All maternity units to follow partner visit guidelines by end of today, Minister says

Seanad hears of ‘absolutely disgraceful’ situation in relation to visiting restrictions

Minister for Health Stephen Donnelly has said that all of the State’s maternity units will be following the same visiting guidelines for patients’ partners by the end of today. File photograph: Dominic Lipinski/PA Wire

Minister for Health Stephen Donnelly has said that all of the State’s maternity units will be following the same visiting guidelines for patients’ partners by the end of today. File photograph: Dominic Lipinski/PA Wire

 

Minister for Health Stephen Donnelly has said that all of the State’s maternity units will be following the same visiting guidelines for patients’ partners by the end of today.

Mr Donnelly made the comments during an appearance on Newstalk’s The Hard Shoulder on Monday.

During the radio appearance the Minister also said that a plan is being worked on this week to facilitate emergency visits by partners to maternity units for cases such as miscarriage.

“The plan will be put in place this week and then in the coming weeks it will be rolled out across the country . . . we’re only talking three or four weeks, the emergency visits will be facilitated.”

On Monday, the Seanad was told that hospitals in Kilkenny, Tipperary and Wexford have not been complying with HSE guidelines on easing visiting restrictions in maternity units.

Fine Gael Senator Garret Ahearn pointed to comments by HSE chief executive Paul Reid last week that 16 of the 19 maternity units in the State were complying and were easing restrictions.

The Tipperary Senator said St Luke’s General Hospital in Kilkenny, Tipperary University Hospital and Wexford General Hospital were not complying.

Mr Ahearn said that “despite what the management at Tipperary University Hospital has been telling me, telling the Minister, and telling everybody within the community to the effect that the facility has been complying, it is clear now that they are not”.

He said St Luke’s in Kilkenny is easing restrictions from Monday “on allowing partners in at the start when they arrive at the door”, and easing restrictions around visiting times after the labour.

He said that many of the staff and people who work in the Tipperary hospital “have been calling for the easing of restrictions, internally in the hospital, for months”.

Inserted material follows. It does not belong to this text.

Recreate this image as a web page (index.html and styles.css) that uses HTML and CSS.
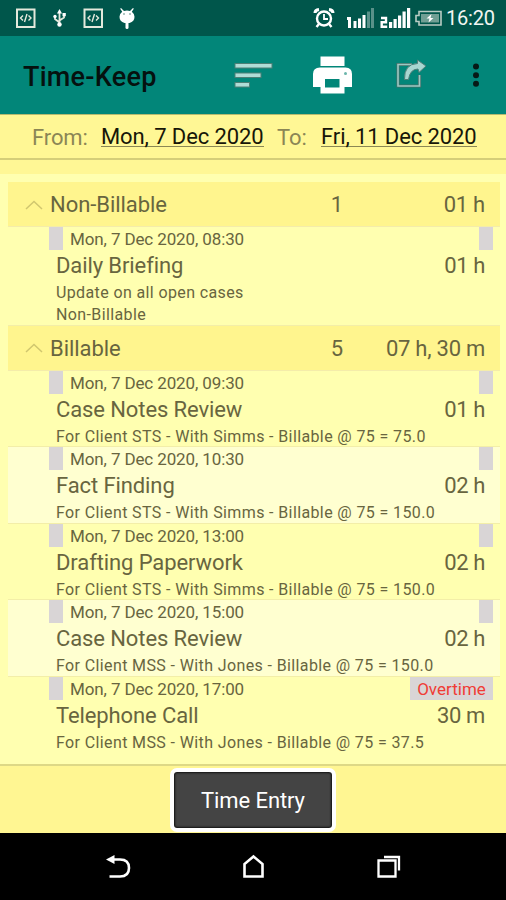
FILE: index.html
```html
<!DOCTYPE html>
<html lang="en">
    <head>
        <meta charset="utf-8" />
        <meta name="viewport" content="width=device-width,initial-scale=1" />
        <title>Time-Keep</title>
        <link rel="stylesheet" href="styles.css">
    </head>

    <body>
        <div class="app">
            <div class="status-bar">
                <svg class="status-icons" width="140" height="36" viewBox="0 0 140 36">
                    <g fill="none" stroke="#e4e9dc" stroke-width="2">
                        <rect x="17" y="9.500" width="17.500" height="17.500" />
                        <rect x="84.500" y="9.500" width="17.500" height="17.500" />
                        <path d="M23 15.500l-2.500 2.500 2.500 2.500M28.500 15.500l2.500 2.500-2.500 2.500M27 14l-2.500 8M90.500 15.500l-2.500 2.500 2.500 2.500M96 15.500l2.500 2.500-2.500 2.500M94.500 14l-2.500 8" stroke-width="1.400" />
                        <path d="M59.500 13v11M59.500 22.500l-4.500-3.500v-3M59.500 20.500l4.500-3v-3" stroke-width="1.800" />
                    </g>
                    <g fill="#fff">
                        <path d="M59.500 9l-2.500 4.500h5z" />
                        <circle cx="59.500" cy="24.500" r="2.200" />
                        <circle cx="55" cy="16.500" r="1.700" />
                        <path d="M62.500 13h3.300v3.300h-3.300z" />
                        <path d="M121 8l3 3q3-1 6 0l3-3 .8.800-2 3q2.700 2 2.700 5 0 5-5 6.200h-5q-5-1.200-5-6.200 0-3 2.700-5l-2-3z" />
                        <rect x="125.500" y="22" width="3" height="7" rx="1.500" />
                    </g>
                    <g fill="#4d8077">
                        <circle cx="124" cy="14" r=".8" />
                        <circle cx="130" cy="14" r=".8" />
                    </g>
                </svg>
                <svg class="system-icons" width="130" height="36" viewBox="312 0 130 36">
                    <g fill="none" stroke="#fff">
                        <circle cx="324" cy="18.500" r="7" stroke-width="2.400" />
                        <path d="M324 14v5h4" stroke-width="1.800" />
                        <path d="M315 13q0-3 4-3.500M333 13q0-3-4-3.500" stroke-width="3" />
                        <path d="M319 24l-2.500 3M329 24l2.500 3" stroke-width="2.400" />
                    </g>
                    <g fill="#fff">
                        <path d="M347 17h4v11h-3v-8h-1z" />
                        <path d="M353.500 21h3v7h-3zM358 18.500h3v9.500h-3zM362.500 15h3v13h-3z" />
                        <path d="M367 11.500h3v16.500h-3zM371 8h3v20h-3z" opacity=".35" />
                        <path d="M389 22h3.200v6h-3.200zM393.500 19h3.200v9h-3.200zM398 15.500h3.200v12.500h-3.200zM402.500 11.500h3.200v16.500h-3.200zM407 8h3.200v20h-3.200z" />
                    </g>
                    <path d="M381 18h5v4.300h-4.300v4.500h5.500" fill="none" stroke="#fff" stroke-width="2.400" />
                    <path d="M419 11.500h22v13.500h-22v-3.500h-3v-6h3z" fill="none" stroke="#b9ccc4" stroke-width="1.600" />
                    <rect x="421" y="14" width="18" height="8.500" fill="#709f94" />
                    <path d="M431.500 14l-5 4.500h3l-1 4 5-4.500h-3z" fill="#fff" />
                </svg>
                <span class="clock">16:20</span>
            </div>

            <div class="toolbar">
                <h1 class="toolbar-title">Time-Keep</h1>
                <svg class="toolbar-icons" width="272" height="78" viewBox="228 36 272 78">
                    <g stroke="#4c7f76" stroke-width="1" fill="#b0dcd6">
                        <rect x="235" y="63.500" width="37" height="4.500" />
                        <rect x="235" y="73" width="26" height="4.500" />
                        <rect x="235" y="82.500" width="14.500" height="4.500" />
                    </g>
                    <path d="M320.500 56.500h24v9.500h-24zM320 67.500h25.500q6.500 0 6.500 6.500v13h-7.500v6.500h-24v-6.500h-7.500v-13q0-6.500 7-6.500zM325 79v8.500h14.500v-8.500z" fill="#fff" fill-rule="evenodd" />
                    <circle cx="345.500" cy="73.500" r="1.500" fill="#6bb5ab" />
                    <path d="M412 64.500h-14v21.500h21.500v-11" fill="none" stroke="#456f69" stroke-width="3.200" />
                    <path d="M412 64.500h-14v21.500h21.500v-11" fill="none" stroke="#9bcac4" stroke-width="1.600" />
                    <path d="M404.500 79.500q-.5-15.500 13-16v-3.500l8.500 6-7 6.500-1-3.500q-8 0-9.500 10.500z" fill="#a8d6d1" stroke="#4f7e78" stroke-width="1" />
                    <g fill="#071916">
                        <circle cx="476" cy="66.500" r="3" />
                        <circle cx="476" cy="75.200" r="3" />
                        <circle cx="476" cy="83.700" r="3" />
                    </g>
                </svg>
            </div>

            <div class="date-range">
                <span class="range-label">From:</span>
                <span class="range-date from-date">Mon, 7 Dec 2020</span>
                <span class="range-label to-label">To:</span>
                <span class="range-date to-date">Fri, 11 Dec 2020</span>
            </div>

            <div class="list">
                <div class="group">
                    <svg class="chevron" width="18" height="10" viewBox="0 0 18 10"><path d="M1 9l8-7.500 8 7.500" /></svg>
                    <span class="group-name">Non-Billable</span>
                    <span class="group-count">1</span>
                    <span class="group-total">01 h</span>
                </div>
                <div class="entry entry-tall">
                    <div class="entry-top"><i class="tag"></i><span class="entry-date">Mon, 7 Dec 2020, 08:30</span><i class="tag"></i></div>
                    <div class="entry-main"><span class="entry-title">Daily Briefing</span><span class="entry-time">01 h</span></div>
                    <div class="entry-note">Update on all open cases</div>
                    <div class="entry-note">Non-Billable</div>
                </div>

                <div class="group">
                    <svg class="chevron" width="18" height="10" viewBox="0 0 18 10"><path d="M1 9l8-7.500 8 7.500" /></svg>
                    <span class="group-name">Billable</span>
                    <span class="group-count">5</span>
                    <span class="group-total">07 h, 30 m</span>
                </div>
                <div class="entry">
                    <div class="entry-top"><i class="tag"></i><span class="entry-date">Mon, 7 Dec 2020, 09:30</span><i class="tag"></i></div>
                    <div class="entry-main"><span class="entry-title">Case Notes Review</span><span class="entry-time">01 h</span></div>
                    <div class="entry-note">For Client STS - With Simms - Billable @ 75 = 75.0</div>
                </div>
                <div class="entry entry-alt">
                    <div class="entry-top"><i class="tag"></i><span class="entry-date">Mon, 7 Dec 2020, 10:30</span><i class="tag"></i></div>
                    <div class="entry-main"><span class="entry-title">Fact Finding</span><span class="entry-time">02 h</span></div>
                    <div class="entry-note">For Client STS - With Simms - Billable @ 75 = 150.0</div>
                </div>
                <div class="entry">
                    <div class="entry-top"><i class="tag"></i><span class="entry-date">Mon, 7 Dec 2020, 13:00</span><i class="tag"></i></div>
                    <div class="entry-main"><span class="entry-title">Drafting Paperwork</span><span class="entry-time">02 h</span></div>
                    <div class="entry-note">For Client STS - With Simms - Billable @ 75 = 150.0</div>
                </div>
                <div class="entry entry-alt">
                    <div class="entry-top"><i class="tag"></i><span class="entry-date">Mon, 7 Dec 2020, 15:00</span><i class="tag"></i></div>
                    <div class="entry-main"><span class="entry-title">Case Notes Review</span><span class="entry-time">02 h</span></div>
                    <div class="entry-note">For Client MSS - With Jones - Billable @ 75 = 150.0</div>
                </div>
                <div class="entry">
                    <div class="entry-top"><i class="tag"></i><span class="entry-date">Mon, 7 Dec 2020, 17:00</span><span class="tag overtime">Overtime</span></div>
                    <div class="entry-main"><span class="entry-title">Telephone Call</span><span class="entry-time">30 m</span></div>
                    <div class="entry-note">For Client MSS - With Jones - Billable @ 75 = 37.5</div>
                </div>
            </div>

            <div class="footer">
                <button class="entry-button" type="button">Time Entry</button>
            </div>

            <div class="nav-bar">
                <svg width="506" height="67" viewBox="0 833 506 67">
                    <g fill="none" stroke="#fff" stroke-width="2.600">
                        <path d="M112 859.500h8q9 0 9 8.500t-9 8.500h-10.500" />
                        <path d="M244.500 876.500v-12.500l9-7.500 9 7.500v12.500z" />
                        <path d="M378.500 860.500h17v16h-17zM384 857h15v13.500" stroke-width="2.300" />
                    </g>
                    <path d="M106 859.500l8.500-4.500v9z" fill="#fff" />
                </svg>
            </div>
        </div>
    </body>
</html>
```

FILE: styles.css
```css
* {
    box-sizing: border-box;
}
body {
    margin: 0;
    font-family: Roboto, "Liberation Sans", sans-serif;
    color: #68653f;
}
.app {
    display: flex;
    flex-direction: column;
    width: 506px;
    height: 900px;
    overflow: hidden;
    background: #ffffb0;
}
.status-bar {
    display: flex;
    align-items: center;
    height: 36px;
    padding-right: 11px;
    background: #00564b;
}
.system-icons {
    margin-left: auto;
}
.clock {
    width: 49px;
    margin-left: 4px;
    font-size: 20px;
    line-height: 36px;
    letter-spacing: -0.2px;
    color: #f2f6f2;
    white-space: nowrap;
}
.toolbar {
    display: flex;
    align-items: center;
    justify-content: space-between;
    height: 78px;
    padding: 0 6px 0 23px;
    background: #028679;
}
.toolbar-title {
    margin: 0;
    padding-top: 3px;
    font-size: 27px;
    font-weight: 500;
    letter-spacing: 0.25px;
    color: #05110f;
    white-space: nowrap;
}
.date-range {
    display: flex;
    height: 46px;
    padding-left: 32px;
    background: #fff795;
    border-top: 1px solid #b5ba70;
    border-bottom: 2px solid #d5ce79;
    font-size: 22px;
    line-height: 45px;
    letter-spacing: -0.1px;
    white-space: nowrap;
}
.range-label {
    width: 69px;
    color: #8b8655;
}
.to-label {
    width: 44px;
}
.range-date {
    align-self: flex-start;
    height: 23px;
    margin-top: 9px;
    line-height: 26px;
    color: #171608;
    border-bottom: 1px solid #8b8754;
}
.from-date {
    width: 163px;
    margin-right: 13px;
}
.to-date {
    width: 156px;
}
.list {
    flex: 1;
    padding: 8px 6px 0 8px;
    border-top: 14px solid #fff795;
}
.group {
    display: flex;
    align-items: center;
    height: 45px;
    padding: 1px 15px 0 17px;
    background: #fff58e;
    border-bottom: 1px solid #f4ecaa;
    font-size: 22px;
    letter-spacing: -0.05px;
}
.chevron {
    margin-right: 7px;
    fill: none;
    stroke: #d0c66f;
    stroke-width: 1.5;
}
.group-name {
    width: 272px;
}
.group-count {
    width: 30px;
    text-align: center;
}
.group-total {
    flex: 1;
    text-align: right;
    letter-spacing: -0.25px;
}
.entry {
    height: 76.6px;
    border-bottom: 1px solid #f3eea8;
    white-space: nowrap;
}
.entry-tall {
    height: 98.5px;
}
.entry-alt {
    background: #ffffd0;
}
.entry:last-child {
    border-bottom: 0;
}
.entry-top {
    display: flex;
    height: 23px;
    padding: 0 7px 0 41px;
}
.tag {
    width: 14px;
    height: 23px;
    background: #d9d5d6;
}
.entry-date {
    flex: 1;
    padding-left: 7px;
    font-size: 17px;
    line-height: 24px;
    letter-spacing: -0.12px;
}
.overtime {
    width: 83px;
    text-align: center;
    font-size: 17px;
    line-height: 24px;
    color: #f03c35;
}
.entry-main {
    display: flex;
    justify-content: space-between;
    height: 32px;
    padding: 0 15px 0 48px;
    font-size: 22px;
    line-height: 31px;
    letter-spacing: -0.1px;
}
.entry-time {
    letter-spacing: -0.4px;
}
.entry-note {
    height: 22px;
    padding-left: 48px;
    font-size: 16px;
    line-height: 21px;
    letter-spacing: 0.38px;
}
.footer {
    display: flex;
    justify-content: center;
    height: 69px;
    padding-top: 2px;
    background: #fff692;
    border-top: 2px solid #ddd886;
}
.entry-button {
    width: 166px;
    height: 64px;
    padding: 0;
    border: 4px solid #fff;
    border-radius: 7px;
    background: #444;
    box-shadow: inset 0 0 2px 1px #111;
    font-family: inherit;
    font-size: 22px;
    letter-spacing: -0.1px;
    color: #fff;
}
.nav-bar {
    height: 67px;
    background: #000;
}
.nav-bar svg {
    display: block;
}
```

Mr Ahearn said he knew of a case where the labour was so traumatic that the mother is receiving professional counselling in the hospital, while at the same time her partner is not allowed to come in to visit her. “It is absolutely disgraceful and it needs to be changed.”

‘Doing what they please’

Fianna Fáil Senator Lisa Chambers said “the hospitals are clearly just ignoring those guidelines and doing what they please. It does not happen in any other area of healthcare, yet it is somehow okay when it comes to women’s healthcare.”

Ms Chambers referred to a radio interview in which a man called John was stopped at the door of the hospital and not allowed to go in with his wife who had suffered a miscarriage.

“He spoke about how his wife was distraught and devastated, on her own in her hospital bed, while he was trying to console her via WhatsApp. It is unacceptable and disgraceful.”

The Mayo Senator warned that “we will be dealing with the impact of the trauma we are causing on people unnecessarily.

“We are still waiting for a proper and full response from the HSE as to who is making the decisions.”

Green Party Senator Pauline O’Reilly said University Hospital Galway had lifted some of the restrictions, which was very welcome, but “they all need to be lifted at this stage”.

Calling for a debate on maternity services, Labour Senator Ivana Bacik said that “there are major issues around maternity care and reproductive healthcare for women in this country”.

Mr Ahearn also hit out at a report by the World Health Organisation (WHO) last week that said “appropriate attention should be given to the prevention of drinking among pregnant women and women of childbearing age between 18 and 50”.

“This is just women; there is nothing about preventing men from taking alcohol if they are considering having children. Is it any wonder that women in the State feel unfairly discriminated against?” he said.